A referendum on Dane County’s April 1 ballot will pose a “yes or no” question to voters: Should the state government enact policies to legalize marijuana?

While the referendum is only advisory in nature, it coincides with a bill introduced by Rep. Melissa Sargent, D-Madison, to legalize pot for medicinal and recreational purposes. The bill was just assigned to committee, and will not have a hearing until next session at the earliest.

However, Sargent said with national acceptance of marijuana spreading, now is the time to open up the conversation.

“It became really apparent that the most dangerous thing about marijuana in our society is that it's illegal, and we need to change that conversation and change that dialogue,” Sargent said.

The bill, which has seven co-sponsors, sets the legal age for marijuana use at 21. Stores that would sell marijuana would have to be licensed like liquor stores are required to have to sell alcohol. Marijuana would also be taxed similarly to the way tobacco and alcohol is under the bill, Sargent said.

“I don't believe this is a matter of if this is going to happen.
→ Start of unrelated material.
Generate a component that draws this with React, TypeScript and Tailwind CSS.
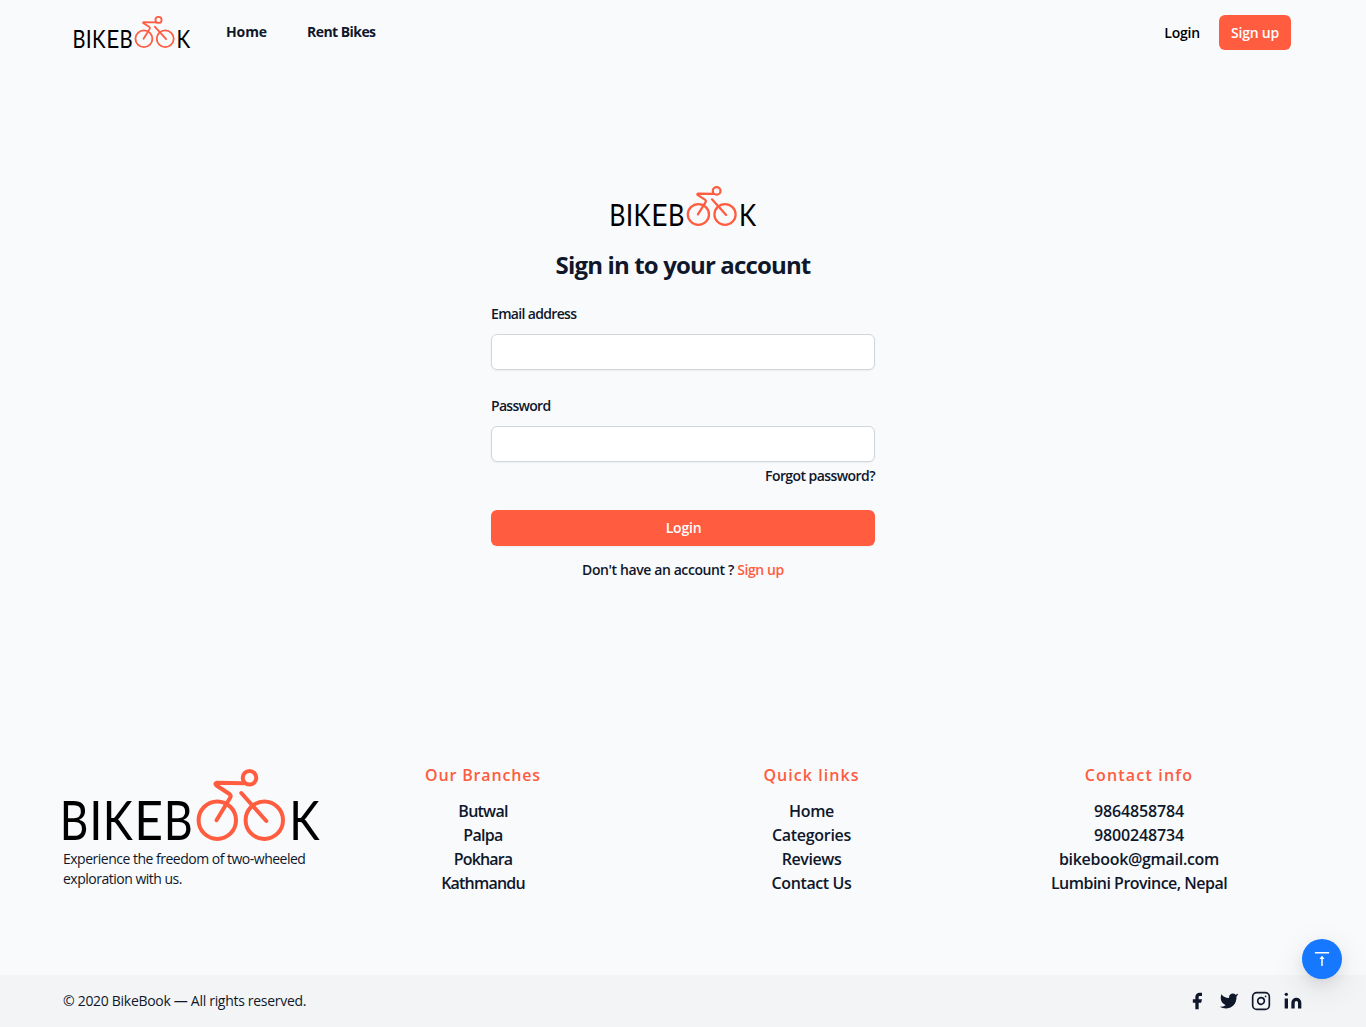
import React from "react";

function Logo({ className }: { className: string }) {
  return (
    <svg viewBox="0 0 256 72" preserveAspectRatio="none" className={className} role="img" aria-label="BikeBook">
      <g fill="#000" fontSize="55" fontFamily="Lato, 'Open Sans', sans-serif">
        <text x="-3.2" y="71.2" textLength="28.6" lengthAdjust="spacingAndGlyphs">B</text>
        <text x="26.2" y="71.2" textLength="13.2" lengthAdjust="spacingAndGlyphs">I</text>
        <text x="39.8" y="71.2" textLength="30" lengthAdjust="spacingAndGlyphs">K</text>
        <text x="71.2" y="71.2" textLength="28.8" lengthAdjust="spacingAndGlyphs">E</text>
        <text x="100.7" y="71.2" textLength="29" lengthAdjust="spacingAndGlyphs">B</text>
        <text x="226.2" y="71.2" textLength="30.3" lengthAdjust="spacingAndGlyphs">K</text>
      </g>
      <g fill="none" stroke="#ff5c40" strokeWidth="4" strokeLinecap="round" strokeLinejoin="round">
        <circle cx="154.3" cy="51.2" r="18.7" />
        <circle cx="201.3" cy="51.2" r="18.7" />
        <circle cx="186.5" cy="8.8" r="6.8" />
        <path d="M181 14.2 L154 13.8 Q151 14.4 153.5 16.5 L166.5 25 Q168.5 26.5 167 29 L153.5 51.2" />
        <path d="M178.3 24 L203.3 52" />
      </g>
    </svg>
  );
}

const columns = [
  {
    title: "Our Branches",
    titleClass: "tracking-[0.85px]",
    width: "w-[328px]",
    items: [
      { text: "Butwal", cls: "tracking-[-0.75px]" },
      { text: "Palpa", cls: "tracking-[-0.7px]" },
      { text: "Pokhara", cls: "tracking-[-0.85px]" },
      { text: "Kathmandu", cls: "tracking-[-0.8px]" },
    ],
  },
  {
    title: "Quick links",
    titleClass: "tracking-[1.05px]",
    width: "w-[329px]",
    items: [
      { text: "Home", cls: "tracking-[-0.3px]" },
      { text: "Categories", cls: "tracking-[-0.3px]" },
      { text: "Reviews", cls: "tracking-[-0.4px]" },
      { text: "Contact Us", cls: "tracking-[-0.4px]" },
    ],
  },
  {
    title: "Contact info",
    titleClass: "tracking-[1.2px]",
    width: "w-[326px]",
    items: [
      { text: "9864858784", cls: "tracking-[-0.15px]" },
      { text: "9800248734", cls: "tracking-[-0.15px]" },
      { text: "bikebook@gmail.com", cls: "tracking-[-0.3px]" },
      { text: "Lumbini Province, Nepal", cls: "tracking-[-0.52px]" },
    ],
  },
];

export default function App() {
  return (
    <div className="flex h-[1027px] w-full flex-col overflow-hidden whitespace-nowrap bg-[#f9fafc] font-['Open_Sans',sans-serif] text-sm text-slate-900">
      <header className="flex h-16 items-center pr-[75px] pl-[74px]">
        <Logo className="h-8 w-[116px] overflow-visible" />
        <nav className="ml-9 flex gap-10 font-bold">
          <a className="w-[41px] tracking-[-0.1px]">Home</a>
          <a className="tracking-[-0.55px]">Rent Bikes</a>
        </nav>
        <div className="ml-auto flex items-center gap-[19px] font-semibold">
          <a className="mt-px tracking-[-0.2px] text-black">Login</a>
          <a className="mt-px flex h-[35px] w-[72px] items-center justify-center rounded-md bg-[#ff5c40] tracking-[-0.2px] text-white">Sign up</a>
        </div>
      </header>

      <main className="flex h-[705px] flex-col items-center pt-[122px]">
        <Logo className="h-10 w-[145px] overflow-visible" />
        <h1 className="mt-[23px] text-2xl leading-8 font-bold tracking-[-0.85px]">Sign in to your account</h1>
        <form className="mt-[21px] flex w-96 flex-col">
          <label className="h-6 leading-6 font-semibold tracking-[-0.67px]">Email address</label>
          <input className="mt-2 h-9 rounded-md border border-gray-300 bg-white px-3 shadow-xs" />
          <label className="mt-6 h-6 leading-6 font-semibold tracking-[-0.7px]">Password</label>
          <input type="password" className="mt-2 h-9 rounded-md border border-gray-300 bg-white px-3 shadow-xs" />
          <a className="mt-1 self-end leading-5 font-semibold tracking-[-0.57px]">Forgot password?</a>
          <button type="button" className="mt-6 h-9 rounded-md bg-[#ff5c40] pl-px font-semibold tracking-[-0.2px] text-white shadow-xs">Login</button>
          <p className="mt-[14px] text-center leading-5 font-semibold tracking-[-0.4px]">
            Don't have an account ? <a className="text-[#ff5c40]">Sign up</a>
          </p>
        </form>
      </main>

      <footer className="flex flex-1 flex-col">
        <div className="flex h-[206px] pl-[63px]">
          <div className="w-64">
            <Logo className="h-[72px] w-64 overflow-visible" />
            <p className="mt-2 leading-5 tracking-[-0.5px]">
              Experience the freedom of two-wheeled
              <br />
              exploration with us.
            </p>
          </div>
          {columns.map((column) => (
            <section key={column.title} className={`${column.width} -mt-[6px] text-center text-base font-semibold`}>
              <h2 className={`mb-3 leading-6 ${column.titleClass} text-[#ff5c40]`}>{column.title}</h2>
              <ul>
                {column.items.map((item) => (
                  <li key={item.text} className={`leading-6 ${item.cls}`}>{item.text}</li>
                ))}
              </ul>
            </section>
          ))}
        </div>
        <div className="flex h-[52px] items-center bg-gray-100 pr-[63px] pl-[63px]">
          <p className="tracking-[-0.3px]">© 2020 BikeBook — All rights reserved.</p>
          <div className="ml-auto flex gap-3">
            <svg className="size-5" fill="currentColor" stroke="currentColor" viewBox="0 0 24 24" strokeLinecap="round" strokeLinejoin="round" strokeWidth="0">
              <path d="M18 2h-3a5 5 0 00-5 5v3H7v4h3v8h4v-8h3l1-4h-4V7a1 1 0 011-1h3z" />
            </svg>
            <svg className="size-5" fill="currentColor" viewBox="0 0 24 24">
              <path d="M23 3a10.9 10.9 0 01-3.14 1.53 4.48 4.48 0 00-7.86 3v1A10.66 10.66 0 013 4s-4 9 5 13a11.64 11.64 0 01-7 2c9 5 20 0 20-11.5a4.5 4.5 0 00-.08-.83A7.72 7.72 0 0023 3z" />
            </svg>
            <svg className="size-5" fill="none" stroke="currentColor" strokeWidth="2" strokeLinecap="round" strokeLinejoin="round" viewBox="0 0 24 24">
              <rect width="20" height="20" x="2" y="2" rx="5" />
              <path d="M16 11.37A4 4 0 1112.63 8 4 4 0 0116 11.37zm1.5-4.87h.01" />
            </svg>
            <svg className="size-5" fill="currentColor" stroke="currentColor" strokeWidth="0" viewBox="0 0 24 24">
              <path d="M16 8a6 6 0 016 6v7h-4v-7a2 2 0 00-2-2 2 2 0 00-2 2v7h-4v-7a6 6 0 016-6zM2 9h4v12H2z" />
              <circle cx="4" cy="4" r="2" />
            </svg>
          </div>
        </div>
      </footer>

      <button aria-label="Back to top" className="fixed right-6 bottom-12 flex size-10 items-center justify-center rounded-full bg-[#1677ff] text-white shadow-[0_6px_16px_0_rgba(0,0,0,0.08),0_3px_6px_-4px_rgba(0,0,0,0.12),0_9px_28px_8px_rgba(0,0,0,0.05)]">
        <svg viewBox="64 64 896 896" className="size-[18px]" fill="currentColor">
          <path d="M859.9 168H164.1c-4.5 0-8.1 3.6-8.1 8v60c0 4.4 3.6 8 8.1 8h695.8c4.5 0 8.1-3.6 8.1-8v-60c0-4.4-3.6-8-8.1-8zM518.3 355a8 8 0 00-12.6 0l-112 141.7a7.98 7.98 0 006.3 12.9h73.9V848c0 4.4 3.6 8 8 8h60c4.4 0 8-3.6 8-8V509.7H624c6.7 0 10.4-7.7 6.3-12.9L518.3 355z" />
        </svg>
      </button>
    </div>
  );
}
I think it's going to be a matter of when,” Sargent said.

Dane County Supervisor Leland Pan pushed for a referendum on the issue for the spring ballot. He said there are economic benefits to legalizing and taxing pot. He added the scope of using the substance would become safer, and it would help scale back serious street crime and prison time associated with marijuana use.

Pan added some politicians privately support marijuana legalization, but are unsure about supporting those beliefs through legislation.

“A referendum in Dane County, I think, would really help send a message that this is an issue that we can safely talk about,” Pan said. “And that those in elected office and those in power should know that this is an issue that's gaining traction and gaining visibility and gaining support.”

Republican Party of Dane County chairman Scott Grabins said the motivation behind certain referendums are sometimes not what they seem to be. He said he has seen politics push questions onto the ballot before, and this marijuana issue might fall into that category.

“I think they have a very specific agenda here,” Grabins said. “I think it goes back to the Republicans having control on the state level and wanting to have that opportunity to perhaps have a voice there and try to dictate to the state some policy.”

Grabins said throwing something like pot into the election pulls focus from where it needs to be, while possibly pushing more liberal voters to the polls when turnout is known to be low.

“Perhaps that's why we don't see it in other counties because they're focused on what a county should do rather than trying to dictate policy to the state,” Grabins said.

Pan maintained the only reason the county is posing the question to voters is Sargent’s bill and the timely nature of the topic.

“I don't need to play political games to turn out progressive voters. I just need to get my message heard,” Pan said.